Attention-Enhanced Learning for Sensing-Assisted Long-Term Beam Tracking in mmWave Communications
Mengyuan Ma, Nhan Thanh Nguyen, Nir Shlezinger, Yonina C. Eldar, Markku Juntti
TL;DR
This work tackles the overhead-heavy problem of beam training in mmWave by leveraging vision data from an infrastructure camera to perform CSI-free, long-term beam tracking. The authors propose an efficient end-to-end architecture that fuses a five-layer CNN for spatial feature extraction, a GRU for temporal modeling, and a residual multi-head attention module to capture long-range dependencies, predicting beam indices for the current slot and $J$ future slots.
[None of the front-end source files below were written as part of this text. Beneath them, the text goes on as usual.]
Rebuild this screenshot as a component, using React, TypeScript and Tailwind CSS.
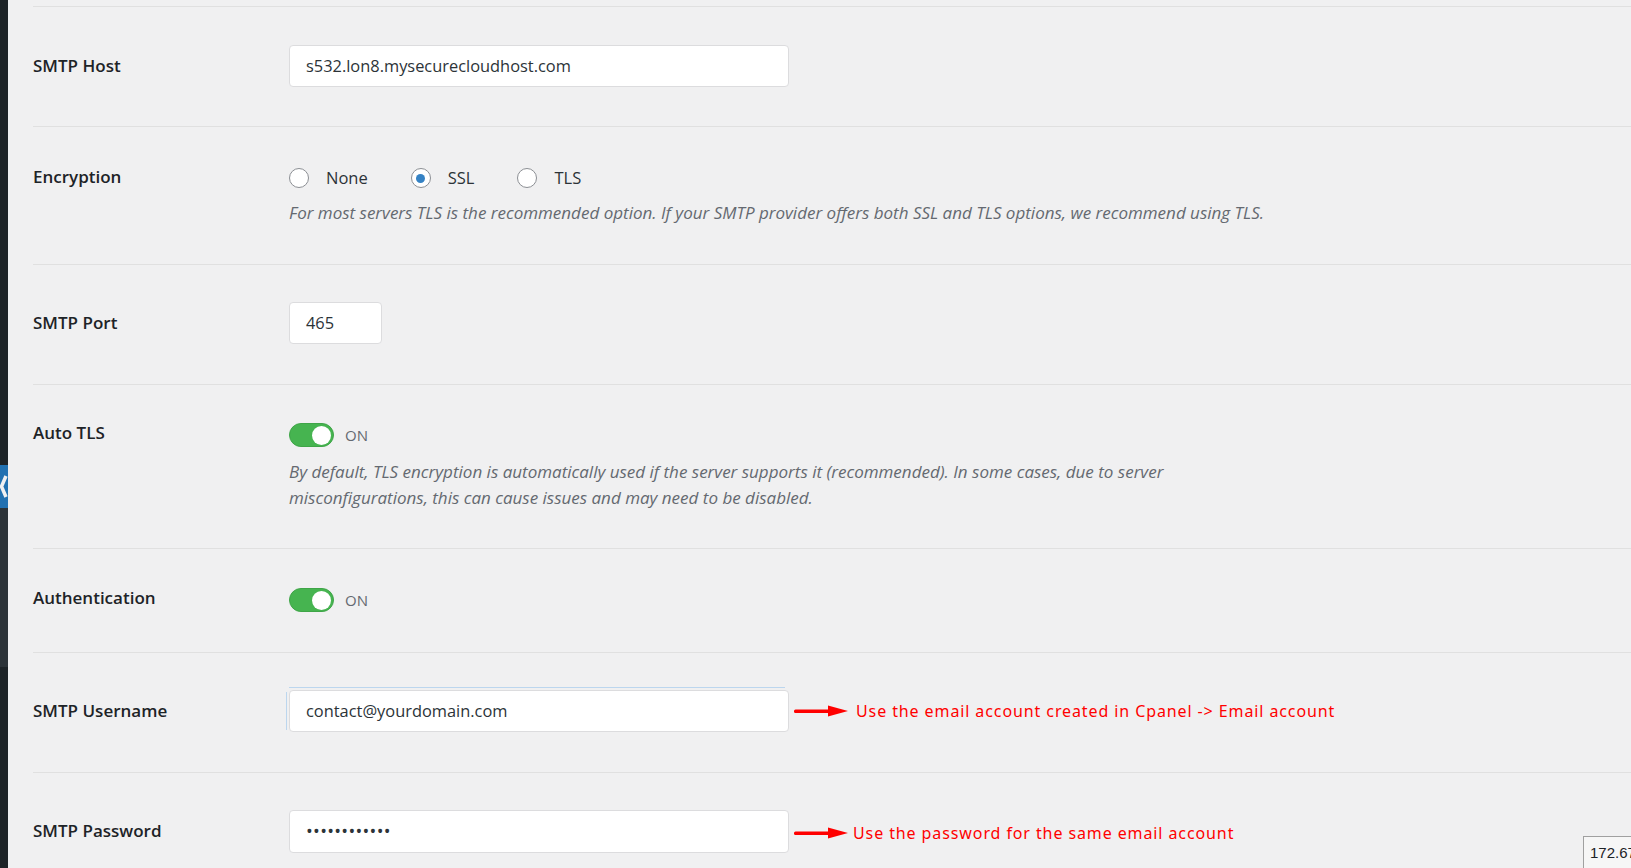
import React from "react";

const font = { fontFamily: "'Open Sans', 'Noto Sans', sans-serif" };

const Arrow = () => (
    <svg width="54" height="14" viewBox="0 0 54 14" className="shrink-0">
        <rect x="0" y="5.5" width="38" height="3.5" rx="1.5" fill="#ff0000" />
        <polygon points="34,1.5 54,7 34,12.5" fill="#ff0000" />
    </svg>
);

const Note = ({ text, gap = "gap-[8px]" }: { text: string; gap?: string }) => (
    <div className={`flex items-center ml-[5px] ${gap}`}>
        <Arrow />
        <span className="text-[16px] text-[#ff0000] tracking-[0.9px] whitespace-nowrap" style={{ fontFamily: "'Noto Sans', sans-serif" }}>
            {text}
        </span>
    </div>
);

const TextBox = ({ value, w = "w-[500px]" }: { value: string; w?: string }) => (
    <div className={`${w} h-[42px] bg-white border border-[#dcdcde] rounded-[4px] px-[16px] flex items-center text-[16.4px] text-[#2c3338]`}>
        {value}
    </div>
);

const Toggle = () => (
    <div className="flex items-center h-[24px] gap-[11px]">
        <div className="w-[45px] h-[24px] rounded-full bg-[#46b450] border border-[#3fa548] flex items-center justify-end pr-[2px]">
            <div className="w-[19px] h-[19px] rounded-full bg-white" />
        </div>
        <span className="text-[15px] text-[#646970]">ON</span>
    </div>
);

const Radio = ({ label, checked }: { label: string; checked?: boolean }) => (
    <div className="flex items-center gap-[17px]">
        <span className="w-[20px] h-[20px] rounded-full bg-white border border-[#8c8f94] flex items-center justify-center">
            {checked && <span className="w-[9px] h-[9px] rounded-full bg-[#3582c4]" />}
        </span>
        <span className="text-[16.5px] text-[#2c3338]">{label}</span>
    </div>
);

const Label = ({ text, pt }: { text: string; pt: string }) => (
    <div className={`w-[256px] shrink-0 ${pt} text-[17px] leading-6 font-semibold text-[#1d2327]`}>{text}</div>
);

export default function App() {
    return (
        <div className="w-full h-[868px] overflow-hidden bg-[#f0f0f1] flex relative" style={font}>
            <div className="w-[8px] shrink-0 flex flex-col">
                <div className="h-[465px] bg-[#1d2327]" />
                <div className="h-[43px] bg-[#2271b1]">
                    <svg width="8" height="43" viewBox="0 0 8 43">
                        <polyline points="6,11 1.5,21.5 6,32" fill="none" stroke="#f0f0f1" strokeWidth="3.5" />
                    </svg>
                </div>
                <div className="h-[159px] bg-[#2c3338]" />
                <div className="flex-1 bg-[#1d2327]" />
            </div>

            <div className="flex-1 pl-[25px] pt-[6px]">
                <div className="flex h-[120px] border-t border-[#e0e0e0]">
                    <Label text="SMTP Host" pt="pt-[47px]" />
                    <div className="pt-[38px]">
                        <TextBox value="s532.lon8.mysecurecloudhost.com" />
                    </div>
                </div>

                <div className="flex h-[138px] border-t border-[#e0e0e0]">
                    <Label text="Encryption" pt="pt-[38px]" />
                    <div className="pt-[39px]">
                        <div className="flex items-center h-[24px] gap-[43px]">
                            <Radio label="None" />
                            <Radio label="SSL" checked />
                            <Radio label="TLS" />
                        </div>
                        <p className="mt-[11px] text-[17px] leading-6 italic text-[#646970]">
                            For most servers TLS is the recommended option. If your SMTP provider offers both SSL and TLS options, we recommend using TLS.
                        </p>
                    </div>
                </div>

                <div className="flex h-[120px] border-t border-[#e0e0e0]">
                    <Label text="SMTP Port" pt="pt-[46px]" />
                    <div className="pt-[37px]">
                        <TextBox value="465" w="w-[93px]" />
                    </div>
                </div>

                <div className="flex h-[164px] border-t border-[#e0e0e0]">
                    <Label text="Auto TLS" pt="pt-[36px]" />
                    <div className="pt-[38px]">
                        <Toggle />
                        <p className="mt-[12px] w-[900px] text-[17px] leading-[26px] italic text-[#646970]">
                            By default, TLS encryption is automatically used if the server supports it (recommended). In some cases, due to server misconfigurations, this can cause issues and may need to be disabled.
                        </p>
                    </div>
                </div>

                <div className="flex h-[104px] border-t border-[#e0e0e0]">
                    <Label text="Authentication" pt="pt-[37px]" />
                    <div className="pt-[39px]">
                        <Toggle />
                    </div>
                </div>

                <div className="flex h-[120px] border-t border-[#e0e0e0]">
                    <Label text="SMTP Username" pt="pt-[46px]" />
                    <div className="pt-[37px] flex items-start">
                        <div className="relative">
                            <span className="absolute -top-[3px] left-0 right-[4px] h-px bg-[#bcd6ee]" />
                            <span className="absolute -left-[3px] top-[2px] bottom-[2px] w-px bg-[#bcd6ee]" />
                            <TextBox value="contact@yourdomain.com" />
                        </div>
                        <div className="h-[42px] flex items-center">
                            <Note text="Use the email account created in Cpanel -> Email account" />
                        </div>
                    </div>
                </div>

                <div className="flex h-[96px] border-t border-[#e0e0e0]">
                    <Label text="SMTP Password" pt="pt-[46px]" />
                    <div className="pt-[37px] flex items-start">
                        <div className="w-[500px] h-[43px] bg-white border border-[#dcdcde] rounded-[4px] px-[16px] flex items-center text-[18px] tracking-[0.3px] text-[#2c3338]">
                            ••••••••••••
                        </div>
                        <div className="h-[46px] flex items-center">
                            <Note text="Use the password for the same email account" gap="gap-[5px]" />
                        </div>
                    </div>
                </div>
            </div>

            <div className="absolute left-[1583px] top-[836px] w-[80px] h-[40px] bg-[#f6f6f6] border border-[#a0a0a0] pl-[6px] pt-[5px] text-[15px] text-[#1d2327]" style={{ fontFamily: "'Liberation Sans', sans-serif" }}>
                172.67
            </div>
        </div>
    );
}
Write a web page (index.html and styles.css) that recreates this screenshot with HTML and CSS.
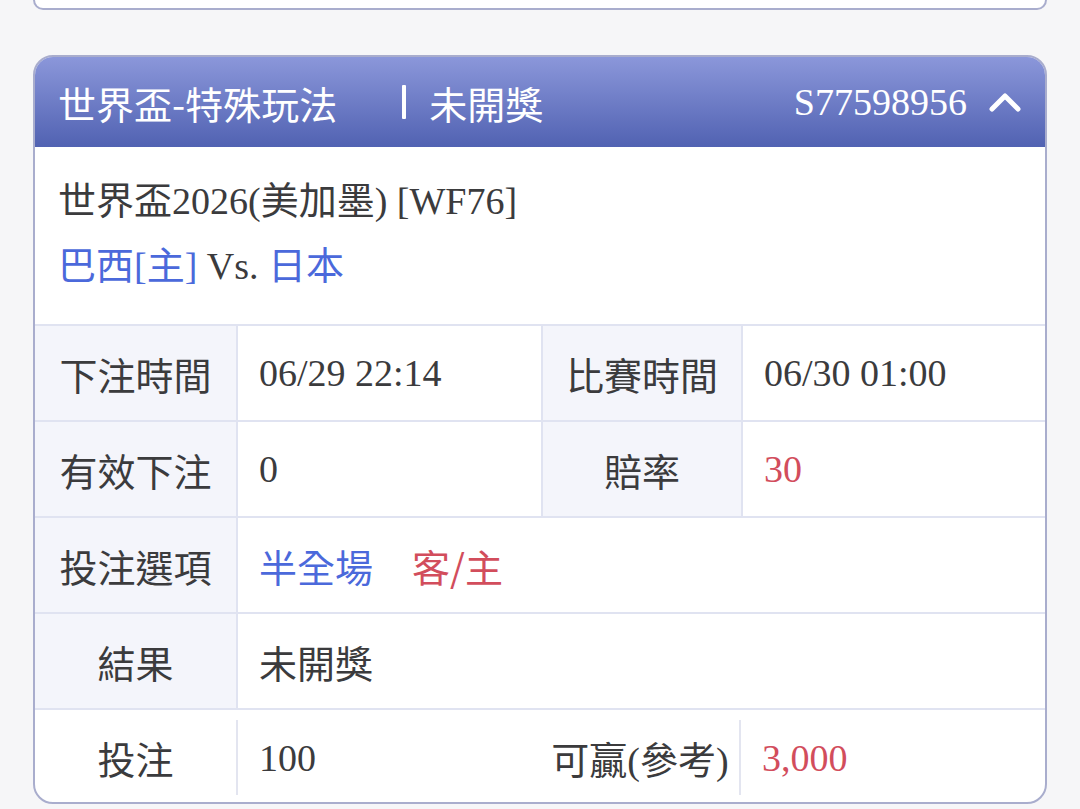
FILE: index.html
```html
<!DOCTYPE html>
<html lang="zh-Hant">
<head>
    <meta charset="UTF-8">
    <meta name="viewport" content="width=device-width, initial-scale=1.0">
    <title>注單明細</title>
    <link rel="stylesheet" href="styles.css">
</head>
<body>
    <div class="list">
        <div class="bet-card bet-card--tail"></div>

        <div class="bet-card">
            <div class="bet-head">
                <span class="bet-title">世界盃-特殊玩法</span>
                <span class="bet-status">未開獎</span>
                <span class="bet-no">S77598956</span>
                <svg class="bet-toggle" width="34" height="22" viewBox="0 0 34 22">
                    <path d="M4 18 L17 5 L30 18" fill="none" stroke="#fff" stroke-width="5" stroke-linecap="round" stroke-linejoin="round"/>
                </svg>
            </div>

            <div class="bet-match">
                <div>世界盃2026(美加墨) [WF76]</div>
                <div><span class="blue">巴西[主]</span> Vs. <span class="blue">日本</span></div>
            </div>

            <div class="bet-grid">
                <div class="cell label">下注時間</div>
                <div class="cell">06/29 22:14</div>
                <div class="cell label">比賽時間</div>
                <div class="cell">06/30 01:00</div>

                <div class="cell label">有效下注</div>
                <div class="cell">0</div>
                <div class="cell label">賠率</div>
                <div class="cell red">30</div>

                <div class="cell label">投注選項</div>
                <div class="cell wide"><span class="blue">半全場</span><span class="red pick">客/主</span></div>

                <div class="cell label">結果</div>
                <div class="cell wide">未開獎</div>
            </div>

            <div class="bet-foot">
                <div class="foot-cell center">投注</div>
                <div class="foot-cell divided">100</div>
                <div class="foot-cell center">可贏(參考)</div>
                <div class="foot-cell divided red">3,000</div>
            </div>
        </div>
    </div>
</body>
</html>
```

FILE: styles.css
```css
/* --- BASE ---------------------------------------------- */
* { box-sizing: border-box; margin: 0; padding: 0; }
html, body {
    background: #f6f6f8;
    font-family: "Liberation Serif", "Noto Sans CJK TC", serif;
    font-size: 38px;
    color: #3b3b3d;
}

.list { padding: 0 33px; }

.blue { color: #4b69db; }
.red  { color: #d24d5c; }

/* --- CARD ---------------------------------------------- */
.bet-card {
    border: 2px solid #a9adcd;
    border-radius: 20px;
    background: #fff;
    overflow: hidden;
    margin-top: 45px;
}
/* bottom of the previous card in the list */
.bet-card--tail {
    height: 10px;
    margin-top: 0;
    border-top: none;
    border-radius: 0 0 20px 20px;
}

/* --- HEADER -------------------------------------------- */
.bet-head {
    height: 90px;
    display: flex;
    align-items: center;
    padding: 0 23px;
    color: #fff;
    background: linear-gradient(to bottom, #8b97da, #5162b2);
}
.bet-title { font-family: "Noto Sans CJK TC", sans-serif; }
.bet-status {
    display: flex;
    align-items: center;
    margin-left: 65px;
    font-family: "Noto Sans CJK TC", sans-serif;
}
.bet-status::before {
    content: "";
    width: 4px;
    height: 34px;
    margin-right: 23px;
    background: #fff;
    border-radius: 1px;
}
.bet-no { margin-left: auto; }
.bet-toggle { margin-left: 21px; }

/* --- MATCH INFO ---------------------------------------- */
.bet-match {
    height: 177px;
    padding: 22px 23px 0;
    line-height: 65px;
}

/* --- DETAIL GRID --------------------------------------- */
.bet-grid {
    display: grid;
    grid-template-columns: 201px 303px 198px 1fr;
    grid-auto-rows: 94px;
    gap: 2px;
    padding-top: 2px;
    background: #e0e3f1;
}
.cell {
    display: flex;
    align-items: center;
    padding-left: 21px;
    background: #fff;
}
.cell.label {
    justify-content: center;
    padding-left: 0;
    background: #f4f5fb;
    font-family: "Noto Sans CJK TC", sans-serif;
}
.cell.wide { grid-column: span 3; }
.pick { margin-left: 39px; font-family: "Noto Sans CJK TC", sans-serif; }

/* --- FOOTER ROW ---------------------------------------- */
.bet-foot {
    display: grid;
    grid-template-columns: 201px 305px 198px 1fr;
    height: 94px;
    padding: 10px 0 7px;
    border-top: 2px solid #e0e3f1;
}
.foot-cell {
    display: flex;
    align-items: center;
    padding-left: 21px;
}
.foot-cell.center { justify-content: center; padding-left: 0; }
.foot-cell.divided { border-left: 2px solid #e3e5f0; }
```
On DeepSense 6G Scenario 9, the method achieves Top-5 accuracy exceeding 90% across the current and six future slots while consuming only about 3% of the computational resources of prior state-of-the-art solutions, effectively reducing sensing and processing overhead. This vision-aided approach advances practical ISAC-enabled mmWave systems by enabling robust long-term beam tracking with low latency and energy demands, though it leaves open challenges in domain shifts and multi-user settings.
Abstract
Beam training and prediction in millimeter-wave communications are highly challenging due to fast time-varying channels and sensitivity to blockages and mobility. In this context, infrastructure-mounted cameras can capture rich environmental information that can facilitate beam tracking design. In this work, we develop an efficient attention-enhanced machine learning model for long-term beam tracking built upon convolutional neural networks and gated recurrent units to predict both current and future beams from past observed images. The integrated temporal attention mechanism substantially improves its predictive performance. Numerical results demonstrate that the proposed design achieves Top-5 beam prediction accuracies exceeding 90% across both current and six future time slots, significantly reducing overhead arising from sensing and processing for beam training. It further attains 97% of state-of-the-art performance with only 3% of the computational complexity.